六是关于纠纷的解决方式。就此类合同纠纷的解决而言,相对人在与行政机关订立协议时,如果能够就协议的内容等作出约定,其原则上也应当可以与行政机关约定纠纷解决的方式。如果将其界定为行政协议,则当事人可能无法选择纠纷解决的方式。而对民事合同而言,当事人可以通过诉讼的方式解决,也可以通过仲裁的方式解决。因此,将此类合同界定为民事合同,也更有利于尊重当事人在合同订立、履行以及纠纷解决等方面的合同自由,更符合私法自治原则。
(四)维护契约严肃性
合同严守是交易秩序的基本保障。如果将此类协议界定为民事合同,有利于维护契约的神圣性,督促当事人按照约定履行协议。一方面,如前所述,行政协议是与行政优益权联系在一起的,如果扩张行政优益权的适用范围,允许行政机关单方变更或者解除合同,则会影响合同关系的稳定,不利于维护契约的神圣性。从实践来看,政府违反行政协议的现象时有发生,如“新官不认旧账”、因政府换届导致违约等,一些政府甚至以行使行政优益权为由,单方面变更、解除合同,又不能给予合同另一方足够的补偿,这显然不利于保护相对人的利益。另一方面,如果将上述协议都认定为行政协议,则在行政机关一方违反协议时,相对人能否获得救济,还取决于相关行政行为是否具有合法性。关于行政协议中行政行为合法性的证明,《解释》第10条第1款规定,行政机关作为被告,应对自己是否具有法定职权、是否履行法定程序与法定职责,以及是否就行政协议的订立、履行、变更和解除等行为具有合法性等承担举证责任。从该条规定来看,行政行为的合法性虽然由行政机关证明,但行政机关证明其行为的合法性通常并不存在较大困难,这也意味着,在行政机关变更、解除行政协议时,相对人可能难以获得救济。而如果将上述协议解释为民事合同,就不存在行政行为合法性的认定问题。只要行政机关一方违约,除非存在法定或约定的免责事由,否则,相对人均可以主张违约责任,这更有利于维护合同的严肃性。还应当看到,国有土地使用权出让等合同涉及到物权的设定取得问题,已经为我国《物权法》明确规定。例如,在建设用地使用权的出让等合同中,当事人签订合同的目的在于设定或变动民法上的物权,因而,其发生的法律效果也体现为私法上的效果。依据《物权法》第15条的规定,即便在当事人没有办理登记的情形下,也不应当影响合同的效力,只是没有发生物权变动,这也是为了维持合同的效力。因此,依据《物权法》等法律的规定,应当将国有土地等自然资源使用权出让合同归入民事合同的范畴,这也有利于维护合同的严肃性。

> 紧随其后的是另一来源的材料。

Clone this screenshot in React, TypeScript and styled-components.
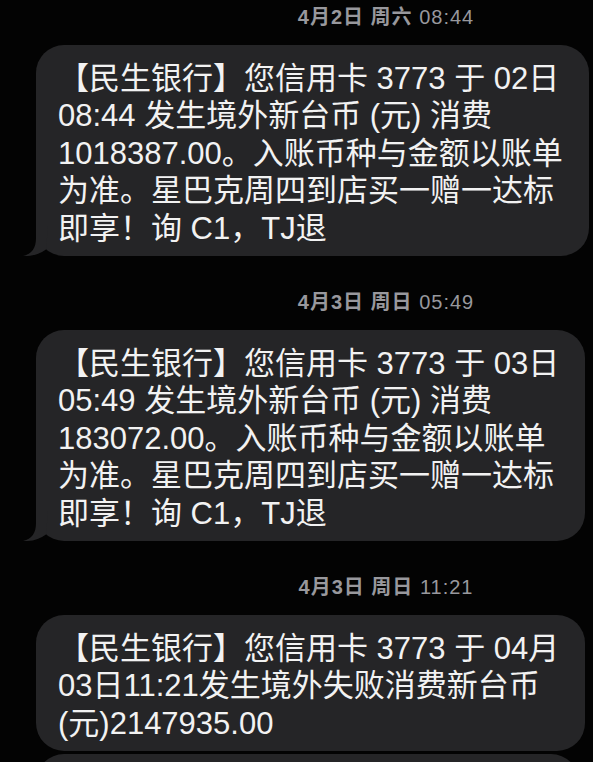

可见,行政协议注重了公共利益的重要性,但是往往忽视了交易安全。事实上,交易安全本身也是公共利益,维持契约的神圣性、维护交易安全等,本身也是公共利益的体现。交易安全包括动的安全和静的安全,这种动的安全在现代交易中更为重要。如果政府订立的这些协议都可能被随时终止,则相对人可能不愿意继续同政府签订协议,这也会使国有资产的保值增值变得更为困难,长远来看,对国有资产的增加更为不利。而将上述协议界定为民事合同,则有利于维持当事人之间契约关系的神圣性,因为依据《合同法》的规定,当事人应当严格按照约定履行合同,除当事人另有约定外,合同解除的事由都是法定的,任何一方当事人不得随意变更或者解除合同,这就有利于维护契约的神圣性,有利于防止行政机关违约,从而解决实践中出现的“新官不理旧账”等问题,保护当事人的合理预期与交易安全。
五、结语
十九届四中全会决定指出,实现国家治理能力与治理体系现代化,需要“充分发挥市场在资源配置中的决定性作用”。政府为了实现国家治理目标、经济政策等,维护社会主义市场经济的稳定,在一定情形下也有必要对市场行为进行必要的介入,但这种干预的方式并不当然体现为单向度的行政权的方式,还可以通过与市场主体达成协议的方式予以实现。行政协议是公私法交叉的产物,行政协议纠纷也是新型的法律问题。但行政协议本质上是行政机关履行行政职责的一种方式,并不是一种市场行为,应当明确限定其适用范围。《解释》虽然界定了行政协议的概念,对于解决实践中的纠纷具有一定的意义,但其关于行政协议概念的界定并不清晰,无法有效限定行政协议的范围,同时,关于行政协议类型的列举也不当扩大了行政协议的范围,应当予以进一步完善。